The second study, led by Dhruv S. Kazi, MD, MSc, MS, associate director of the Smith Center for Outcomes Research and director of the Cardiac Critical Care Unit at BIDMC, projected the impact of the Inflation Reduction Act on four cardiovascular conditions which frequently require long-term, high-cost treatment regimens; severe high cholesterol, two forms of heart failure and a rare, progressive disease of the heart muscle called cardiac transthyretin amyloidosis. The team analyzed more than 4,000 Part D plans nationwide and compared projected out-of-pocket drug costs for each condition in 2022-2025. The researchers found that by 2025, the IRA would lower out-of-pocket drug costs for all four conditions, with reductions ranging from a few hundred dollars to several thousand dollars. For instance, patients with cardiac transthyretin amyloidosis, the condition with the most expensive treatment in the study, would see an 87% reduction in their out-of-pocket costs.  

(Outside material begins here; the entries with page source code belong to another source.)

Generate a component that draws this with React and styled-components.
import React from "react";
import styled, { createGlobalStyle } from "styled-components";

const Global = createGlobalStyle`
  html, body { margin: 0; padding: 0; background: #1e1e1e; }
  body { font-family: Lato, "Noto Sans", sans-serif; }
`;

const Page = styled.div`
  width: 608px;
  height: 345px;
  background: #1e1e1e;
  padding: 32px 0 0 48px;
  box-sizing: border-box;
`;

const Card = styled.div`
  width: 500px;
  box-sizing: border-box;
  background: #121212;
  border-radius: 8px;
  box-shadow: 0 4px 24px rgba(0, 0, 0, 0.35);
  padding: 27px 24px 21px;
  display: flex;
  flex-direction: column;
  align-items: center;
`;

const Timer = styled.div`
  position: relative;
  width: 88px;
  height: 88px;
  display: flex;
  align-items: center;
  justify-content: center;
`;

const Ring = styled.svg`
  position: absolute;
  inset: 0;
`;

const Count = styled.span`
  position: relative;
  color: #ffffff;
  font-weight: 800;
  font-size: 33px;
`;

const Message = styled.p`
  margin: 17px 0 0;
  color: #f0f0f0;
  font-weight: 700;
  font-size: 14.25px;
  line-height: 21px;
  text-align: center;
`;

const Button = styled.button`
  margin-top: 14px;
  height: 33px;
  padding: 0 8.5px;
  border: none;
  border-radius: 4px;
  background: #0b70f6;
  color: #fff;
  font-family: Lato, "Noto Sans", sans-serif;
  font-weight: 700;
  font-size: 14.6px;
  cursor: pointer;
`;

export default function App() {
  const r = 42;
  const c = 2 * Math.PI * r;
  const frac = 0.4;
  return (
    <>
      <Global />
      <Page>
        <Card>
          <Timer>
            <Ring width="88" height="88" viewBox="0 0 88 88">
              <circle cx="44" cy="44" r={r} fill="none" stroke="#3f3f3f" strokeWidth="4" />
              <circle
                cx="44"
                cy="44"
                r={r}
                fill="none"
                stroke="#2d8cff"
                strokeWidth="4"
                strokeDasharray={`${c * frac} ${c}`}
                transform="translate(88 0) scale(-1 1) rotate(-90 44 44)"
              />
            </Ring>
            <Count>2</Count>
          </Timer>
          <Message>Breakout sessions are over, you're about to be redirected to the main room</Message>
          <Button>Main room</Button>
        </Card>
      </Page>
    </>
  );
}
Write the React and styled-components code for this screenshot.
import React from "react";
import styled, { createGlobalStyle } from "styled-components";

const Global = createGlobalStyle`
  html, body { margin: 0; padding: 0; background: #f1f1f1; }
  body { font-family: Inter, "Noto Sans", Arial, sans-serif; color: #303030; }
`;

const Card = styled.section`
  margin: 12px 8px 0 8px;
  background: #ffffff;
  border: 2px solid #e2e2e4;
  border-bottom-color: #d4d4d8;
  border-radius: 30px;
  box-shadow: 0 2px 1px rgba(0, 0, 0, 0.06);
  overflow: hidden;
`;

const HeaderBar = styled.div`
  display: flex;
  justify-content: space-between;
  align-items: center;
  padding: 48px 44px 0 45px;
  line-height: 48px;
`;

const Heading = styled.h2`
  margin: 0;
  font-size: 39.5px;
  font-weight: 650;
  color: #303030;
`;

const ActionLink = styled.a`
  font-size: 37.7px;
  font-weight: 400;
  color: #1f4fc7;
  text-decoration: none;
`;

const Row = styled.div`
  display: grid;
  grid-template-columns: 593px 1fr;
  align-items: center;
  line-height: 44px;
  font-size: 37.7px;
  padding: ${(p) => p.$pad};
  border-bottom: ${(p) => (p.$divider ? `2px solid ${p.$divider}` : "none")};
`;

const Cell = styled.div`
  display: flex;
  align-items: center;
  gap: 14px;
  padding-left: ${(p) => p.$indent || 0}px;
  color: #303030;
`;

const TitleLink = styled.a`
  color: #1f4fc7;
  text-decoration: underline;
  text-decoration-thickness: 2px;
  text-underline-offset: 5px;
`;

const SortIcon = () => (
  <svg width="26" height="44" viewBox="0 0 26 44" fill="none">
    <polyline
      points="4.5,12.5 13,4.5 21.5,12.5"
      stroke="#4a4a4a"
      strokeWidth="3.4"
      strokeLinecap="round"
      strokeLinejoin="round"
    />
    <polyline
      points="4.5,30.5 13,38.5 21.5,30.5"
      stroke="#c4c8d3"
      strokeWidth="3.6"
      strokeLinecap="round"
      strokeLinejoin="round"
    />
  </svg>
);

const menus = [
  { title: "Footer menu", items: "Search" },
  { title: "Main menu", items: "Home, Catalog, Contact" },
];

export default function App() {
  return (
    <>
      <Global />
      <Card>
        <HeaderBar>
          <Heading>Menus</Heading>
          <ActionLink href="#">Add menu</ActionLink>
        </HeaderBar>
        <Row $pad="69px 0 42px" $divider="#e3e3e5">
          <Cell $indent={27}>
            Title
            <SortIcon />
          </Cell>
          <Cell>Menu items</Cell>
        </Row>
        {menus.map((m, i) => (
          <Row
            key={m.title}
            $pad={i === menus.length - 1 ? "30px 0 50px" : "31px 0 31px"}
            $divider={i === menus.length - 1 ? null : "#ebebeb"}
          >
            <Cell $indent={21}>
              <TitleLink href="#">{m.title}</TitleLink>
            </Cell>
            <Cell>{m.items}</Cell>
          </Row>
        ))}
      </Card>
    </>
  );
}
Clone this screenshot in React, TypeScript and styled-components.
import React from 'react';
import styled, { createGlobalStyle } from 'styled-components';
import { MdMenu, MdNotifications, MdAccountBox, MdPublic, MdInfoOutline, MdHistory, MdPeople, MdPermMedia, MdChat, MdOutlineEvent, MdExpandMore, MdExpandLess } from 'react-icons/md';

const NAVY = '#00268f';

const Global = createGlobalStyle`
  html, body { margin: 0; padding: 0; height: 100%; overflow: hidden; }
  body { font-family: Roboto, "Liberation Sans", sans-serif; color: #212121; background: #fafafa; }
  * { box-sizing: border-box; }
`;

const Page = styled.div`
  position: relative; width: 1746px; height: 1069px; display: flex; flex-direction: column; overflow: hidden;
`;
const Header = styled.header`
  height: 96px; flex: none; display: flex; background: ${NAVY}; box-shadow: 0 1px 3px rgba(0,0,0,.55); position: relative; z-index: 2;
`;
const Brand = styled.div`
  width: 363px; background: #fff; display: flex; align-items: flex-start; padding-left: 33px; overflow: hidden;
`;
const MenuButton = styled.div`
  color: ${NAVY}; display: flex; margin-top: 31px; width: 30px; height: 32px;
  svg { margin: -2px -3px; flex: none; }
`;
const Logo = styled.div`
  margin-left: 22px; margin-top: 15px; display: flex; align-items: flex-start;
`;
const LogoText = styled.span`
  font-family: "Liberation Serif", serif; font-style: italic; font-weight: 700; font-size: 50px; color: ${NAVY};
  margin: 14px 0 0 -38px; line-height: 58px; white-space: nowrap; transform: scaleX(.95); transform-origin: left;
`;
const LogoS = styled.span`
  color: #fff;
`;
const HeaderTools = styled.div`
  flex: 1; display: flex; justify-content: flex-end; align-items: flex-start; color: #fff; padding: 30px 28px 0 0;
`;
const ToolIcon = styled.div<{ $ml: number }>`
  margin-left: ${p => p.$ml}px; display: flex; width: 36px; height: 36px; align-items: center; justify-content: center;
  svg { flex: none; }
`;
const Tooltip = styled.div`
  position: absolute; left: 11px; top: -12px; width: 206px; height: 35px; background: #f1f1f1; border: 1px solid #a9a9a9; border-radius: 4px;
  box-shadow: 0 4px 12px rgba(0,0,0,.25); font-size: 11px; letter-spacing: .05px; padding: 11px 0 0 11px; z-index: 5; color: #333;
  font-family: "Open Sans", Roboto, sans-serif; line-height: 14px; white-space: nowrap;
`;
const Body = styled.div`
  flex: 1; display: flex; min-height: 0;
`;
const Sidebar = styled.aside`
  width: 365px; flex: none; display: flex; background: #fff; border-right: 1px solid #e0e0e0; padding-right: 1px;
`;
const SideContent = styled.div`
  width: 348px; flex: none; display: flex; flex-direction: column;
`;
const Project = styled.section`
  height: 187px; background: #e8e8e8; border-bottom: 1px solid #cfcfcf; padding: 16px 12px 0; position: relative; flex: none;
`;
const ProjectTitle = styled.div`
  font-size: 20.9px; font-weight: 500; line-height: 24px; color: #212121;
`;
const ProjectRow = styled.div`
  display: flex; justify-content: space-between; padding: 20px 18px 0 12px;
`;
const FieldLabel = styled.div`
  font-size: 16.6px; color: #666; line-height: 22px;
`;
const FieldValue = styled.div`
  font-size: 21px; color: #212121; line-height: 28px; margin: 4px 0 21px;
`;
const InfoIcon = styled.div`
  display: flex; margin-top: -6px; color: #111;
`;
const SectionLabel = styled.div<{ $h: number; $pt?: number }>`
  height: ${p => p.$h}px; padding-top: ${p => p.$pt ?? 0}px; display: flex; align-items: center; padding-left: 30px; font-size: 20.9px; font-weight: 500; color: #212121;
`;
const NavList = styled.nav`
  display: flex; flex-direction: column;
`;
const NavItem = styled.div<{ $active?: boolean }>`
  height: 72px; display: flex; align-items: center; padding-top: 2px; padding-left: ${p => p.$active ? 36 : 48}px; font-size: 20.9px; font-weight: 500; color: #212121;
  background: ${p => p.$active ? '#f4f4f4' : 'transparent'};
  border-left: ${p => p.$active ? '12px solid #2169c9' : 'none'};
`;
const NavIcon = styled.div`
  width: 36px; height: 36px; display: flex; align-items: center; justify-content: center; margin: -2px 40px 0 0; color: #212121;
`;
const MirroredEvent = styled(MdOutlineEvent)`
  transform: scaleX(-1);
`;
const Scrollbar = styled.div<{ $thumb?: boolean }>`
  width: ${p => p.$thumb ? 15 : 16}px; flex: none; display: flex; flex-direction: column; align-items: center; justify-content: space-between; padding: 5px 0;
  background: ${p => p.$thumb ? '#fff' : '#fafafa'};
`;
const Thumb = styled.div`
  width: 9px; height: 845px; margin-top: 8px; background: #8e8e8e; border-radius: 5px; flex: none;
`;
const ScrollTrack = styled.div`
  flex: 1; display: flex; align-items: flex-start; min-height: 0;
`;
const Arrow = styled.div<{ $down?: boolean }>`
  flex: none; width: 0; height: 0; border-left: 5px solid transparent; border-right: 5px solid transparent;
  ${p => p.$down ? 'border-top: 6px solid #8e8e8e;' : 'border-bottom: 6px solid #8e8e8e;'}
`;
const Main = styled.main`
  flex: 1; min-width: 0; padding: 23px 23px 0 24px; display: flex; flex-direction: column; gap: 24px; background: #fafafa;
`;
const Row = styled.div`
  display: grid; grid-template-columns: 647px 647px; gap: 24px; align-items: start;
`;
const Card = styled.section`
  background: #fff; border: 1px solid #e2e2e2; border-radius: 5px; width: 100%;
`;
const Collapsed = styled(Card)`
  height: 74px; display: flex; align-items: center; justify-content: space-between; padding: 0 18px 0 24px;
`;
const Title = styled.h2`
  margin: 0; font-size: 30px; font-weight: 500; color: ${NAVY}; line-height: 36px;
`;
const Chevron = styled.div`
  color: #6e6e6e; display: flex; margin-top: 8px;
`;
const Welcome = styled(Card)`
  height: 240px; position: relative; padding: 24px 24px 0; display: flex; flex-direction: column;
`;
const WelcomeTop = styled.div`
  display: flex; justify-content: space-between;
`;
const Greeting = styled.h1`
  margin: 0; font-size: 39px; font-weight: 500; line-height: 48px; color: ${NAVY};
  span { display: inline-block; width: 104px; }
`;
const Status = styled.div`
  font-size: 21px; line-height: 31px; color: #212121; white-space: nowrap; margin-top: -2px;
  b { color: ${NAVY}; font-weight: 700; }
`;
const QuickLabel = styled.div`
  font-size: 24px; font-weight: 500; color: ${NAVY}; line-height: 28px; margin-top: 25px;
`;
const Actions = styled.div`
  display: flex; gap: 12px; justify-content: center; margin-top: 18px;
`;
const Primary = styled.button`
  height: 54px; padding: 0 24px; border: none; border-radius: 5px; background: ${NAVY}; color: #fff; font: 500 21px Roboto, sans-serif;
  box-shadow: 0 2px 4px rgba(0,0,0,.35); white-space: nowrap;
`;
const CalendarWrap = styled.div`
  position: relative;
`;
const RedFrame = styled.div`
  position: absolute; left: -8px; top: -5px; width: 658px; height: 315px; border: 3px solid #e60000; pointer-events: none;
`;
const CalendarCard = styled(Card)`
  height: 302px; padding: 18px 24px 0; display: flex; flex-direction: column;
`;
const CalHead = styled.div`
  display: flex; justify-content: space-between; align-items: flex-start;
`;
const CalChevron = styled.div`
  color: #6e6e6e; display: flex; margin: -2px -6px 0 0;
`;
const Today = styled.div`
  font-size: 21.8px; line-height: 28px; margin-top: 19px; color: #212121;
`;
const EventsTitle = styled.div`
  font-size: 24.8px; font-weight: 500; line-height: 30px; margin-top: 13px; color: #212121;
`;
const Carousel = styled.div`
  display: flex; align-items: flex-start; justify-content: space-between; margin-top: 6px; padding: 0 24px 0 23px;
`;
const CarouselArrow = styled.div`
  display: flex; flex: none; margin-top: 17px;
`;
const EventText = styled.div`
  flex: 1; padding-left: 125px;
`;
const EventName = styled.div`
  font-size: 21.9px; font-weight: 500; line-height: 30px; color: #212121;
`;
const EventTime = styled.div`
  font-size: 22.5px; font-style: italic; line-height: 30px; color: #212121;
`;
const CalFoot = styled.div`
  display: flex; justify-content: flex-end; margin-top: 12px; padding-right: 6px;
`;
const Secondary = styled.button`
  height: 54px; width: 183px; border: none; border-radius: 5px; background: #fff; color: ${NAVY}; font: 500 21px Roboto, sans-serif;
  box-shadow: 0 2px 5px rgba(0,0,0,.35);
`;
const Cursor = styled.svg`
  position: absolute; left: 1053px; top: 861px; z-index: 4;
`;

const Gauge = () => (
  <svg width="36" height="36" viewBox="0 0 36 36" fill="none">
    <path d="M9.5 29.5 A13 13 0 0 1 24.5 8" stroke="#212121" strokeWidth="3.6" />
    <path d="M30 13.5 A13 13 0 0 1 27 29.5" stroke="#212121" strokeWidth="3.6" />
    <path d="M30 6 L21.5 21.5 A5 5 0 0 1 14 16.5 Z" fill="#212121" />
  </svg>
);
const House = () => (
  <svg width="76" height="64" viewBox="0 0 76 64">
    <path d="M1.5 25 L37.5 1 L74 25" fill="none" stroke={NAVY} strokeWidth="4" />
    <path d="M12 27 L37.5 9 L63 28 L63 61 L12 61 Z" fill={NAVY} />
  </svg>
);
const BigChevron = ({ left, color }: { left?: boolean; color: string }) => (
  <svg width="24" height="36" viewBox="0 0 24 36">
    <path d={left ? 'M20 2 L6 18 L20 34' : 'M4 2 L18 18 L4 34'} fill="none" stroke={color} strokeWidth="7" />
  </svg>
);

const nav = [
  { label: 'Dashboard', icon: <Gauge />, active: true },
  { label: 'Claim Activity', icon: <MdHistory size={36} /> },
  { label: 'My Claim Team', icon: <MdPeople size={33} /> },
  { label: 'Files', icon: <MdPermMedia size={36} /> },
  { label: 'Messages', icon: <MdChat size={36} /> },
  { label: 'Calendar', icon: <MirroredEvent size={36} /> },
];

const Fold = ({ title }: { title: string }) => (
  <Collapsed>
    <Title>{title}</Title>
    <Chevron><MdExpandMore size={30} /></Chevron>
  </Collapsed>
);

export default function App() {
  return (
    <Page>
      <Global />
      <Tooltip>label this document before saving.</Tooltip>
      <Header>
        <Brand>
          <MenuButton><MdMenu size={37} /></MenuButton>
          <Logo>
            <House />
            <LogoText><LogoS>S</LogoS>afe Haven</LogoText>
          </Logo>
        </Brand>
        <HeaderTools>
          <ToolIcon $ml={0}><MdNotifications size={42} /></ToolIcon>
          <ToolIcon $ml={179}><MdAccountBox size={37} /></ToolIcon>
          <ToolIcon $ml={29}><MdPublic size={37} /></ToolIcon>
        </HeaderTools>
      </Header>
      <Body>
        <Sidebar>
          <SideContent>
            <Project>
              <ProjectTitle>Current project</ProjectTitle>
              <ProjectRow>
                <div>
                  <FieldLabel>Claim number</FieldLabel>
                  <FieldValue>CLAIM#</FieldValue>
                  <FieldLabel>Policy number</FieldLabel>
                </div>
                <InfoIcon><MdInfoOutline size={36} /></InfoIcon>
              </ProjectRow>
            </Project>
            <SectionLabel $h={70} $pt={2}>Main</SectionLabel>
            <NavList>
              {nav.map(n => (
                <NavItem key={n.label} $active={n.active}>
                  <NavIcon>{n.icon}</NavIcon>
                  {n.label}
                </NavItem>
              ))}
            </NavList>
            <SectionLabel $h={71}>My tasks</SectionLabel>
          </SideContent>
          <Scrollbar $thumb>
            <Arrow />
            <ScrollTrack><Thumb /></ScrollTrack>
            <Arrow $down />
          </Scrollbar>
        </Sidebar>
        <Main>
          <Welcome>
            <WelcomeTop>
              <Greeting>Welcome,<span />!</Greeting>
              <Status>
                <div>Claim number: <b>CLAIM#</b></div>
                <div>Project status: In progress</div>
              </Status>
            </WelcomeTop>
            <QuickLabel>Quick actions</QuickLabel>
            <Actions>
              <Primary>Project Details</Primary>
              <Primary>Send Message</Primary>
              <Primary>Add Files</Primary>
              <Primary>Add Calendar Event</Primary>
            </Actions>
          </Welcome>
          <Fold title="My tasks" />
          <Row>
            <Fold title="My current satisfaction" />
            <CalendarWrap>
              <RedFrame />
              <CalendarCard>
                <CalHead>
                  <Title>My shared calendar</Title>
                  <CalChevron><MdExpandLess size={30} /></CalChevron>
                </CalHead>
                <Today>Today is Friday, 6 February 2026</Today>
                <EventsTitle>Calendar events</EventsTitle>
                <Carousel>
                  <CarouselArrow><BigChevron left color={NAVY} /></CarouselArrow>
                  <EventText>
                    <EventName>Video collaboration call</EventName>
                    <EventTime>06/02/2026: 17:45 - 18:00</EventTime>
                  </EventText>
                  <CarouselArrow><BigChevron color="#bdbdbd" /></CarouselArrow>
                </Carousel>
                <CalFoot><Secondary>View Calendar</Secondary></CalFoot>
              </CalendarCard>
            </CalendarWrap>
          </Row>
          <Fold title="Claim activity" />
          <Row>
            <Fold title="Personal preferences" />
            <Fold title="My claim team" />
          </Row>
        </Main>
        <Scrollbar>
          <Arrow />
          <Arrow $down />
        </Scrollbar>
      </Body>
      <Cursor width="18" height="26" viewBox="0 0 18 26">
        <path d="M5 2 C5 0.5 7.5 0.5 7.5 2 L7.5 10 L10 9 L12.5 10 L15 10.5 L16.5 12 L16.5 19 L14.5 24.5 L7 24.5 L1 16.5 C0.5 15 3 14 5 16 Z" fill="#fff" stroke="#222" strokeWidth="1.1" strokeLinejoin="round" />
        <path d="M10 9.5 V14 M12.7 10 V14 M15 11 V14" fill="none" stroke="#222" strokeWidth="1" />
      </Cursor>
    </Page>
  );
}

“These reductions in costs for patients and Medicare is a win-win, as we know that affordability is a big challenge to accessing potentially life-saving cardiovascular therapies,” said Kazi. “For the first time since the launch of Medicare’s prescription drug program, IRA will lead it to directly negotiate prices with manufacturers. While I am optimistic about what this means for the millions of Americans living with heart disease, it’s important to remember that cardiovascular therapies may still remain beyond the reach of some patients even with these markedly reduced out-of-pocket costs. Clinicians should continue to have regular conversations about medication affordability with their patients.”

Co-authors of the study led by Wadhera and Narasimmaraj included Dhruv Kazi, MD, MSc, MS, Andrew Oseran, MD, MBA, Archana Tale, MPH, Jiaman Xu, MPH, and Robert W. Yeh, MD, MSc, of BIDMC; and Utibe R. Essien, MD, MPH, of University of Pittsburgh School of Medicine. This research project was supported by grant R01HL164561 from the National Heart, Lung, and Blood Institute. Co-authors of the study led by Kazi include Collete de Jong, MD, Randi Chen, Rishi Wadhera, MD, and Chien-Wen Tseng, MD, of the University of Hawaii. Wadhera, Yeh, and Kazi receive research support from the National Heart, Lung, and Blood Institute (R01HL164561, R01HL157530, and K23HL148525) at the National Institutes of Health. Wadhera currently serves as a consultant for Abbott and CVS Health, outside the submitted work. Yeh has received consulting and research grants from AstraZeneca. All other authors have no disclosures.

About Beth Israel Deaconess Medical Center

Beth Israel Deaconess Medical Center is a leading academic medical center, where extraordinary care is supported by high-quality education and research. BIDMC is a teaching affiliate of Harvard Medical School, and consistently ranks as a national leader among independent hospitals in National Institutes of Health funding. BIDMC is the official hospital of the Boston Red Sox.

Beth Israel Deaconess Medical Center is a part of Beth Israel Lahey Health, a health care system that brings together academic medical centers and teaching hospitals, community and specialty hospitals, more than 4,700 physicians and 39,000 employees in a shared mission to expand access to great care and advance the science and practice of medicine through groundbreaking research and education.